Walking through the world's highest rainforest can be both disorienting and magical. The boardwalk trail is often blanketed by a swirling layer of fog, slowing your pace to a shuffle. But this is all to hikers’ benefit, provoking visitors to stop, listen, and look around more carefully than if the path was easier. Unusual accumulations of moss and fruiting mushrooms can be found all along the way, with rare endemic birds often heard but rarely seen, masked by the dense vegetation. The hike ends at Kilohana Lookout, where on a clear day you’ll look out onto the depths of Wainiha Valley all the way out to Hanalei.

Hawai’i Volcanoes National Park, Hawaii

For most of us, walking upon an active volcano crater might be the closest we’ll get to visiting another planet.
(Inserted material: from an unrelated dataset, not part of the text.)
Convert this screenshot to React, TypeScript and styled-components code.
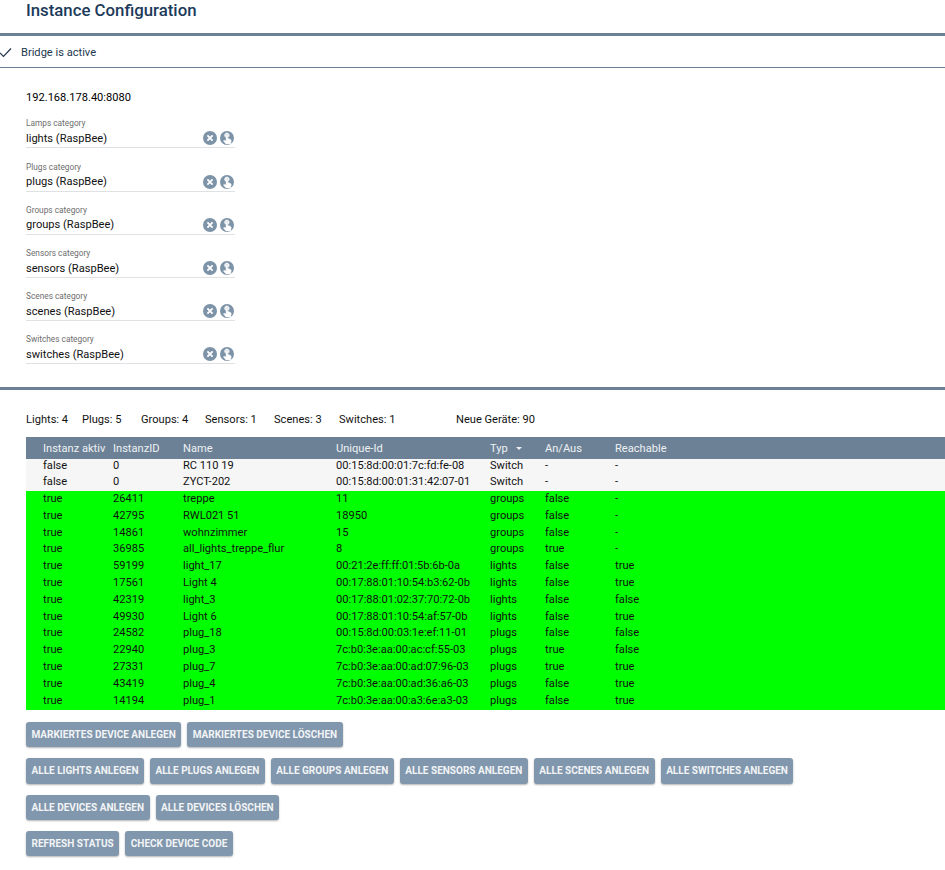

And indeed, the landscape of Hawai’i Volcanoes National Park frames an otherworldly geological scar — a hot, steaming, hissing wound stinking of sulfur dioxide gas. For those hesitant to get that up close and personal, the 11-mile route known as the Crater Rim Drive allows you to take in the view safely from your car, or at various lookouts or observation decks from a distance.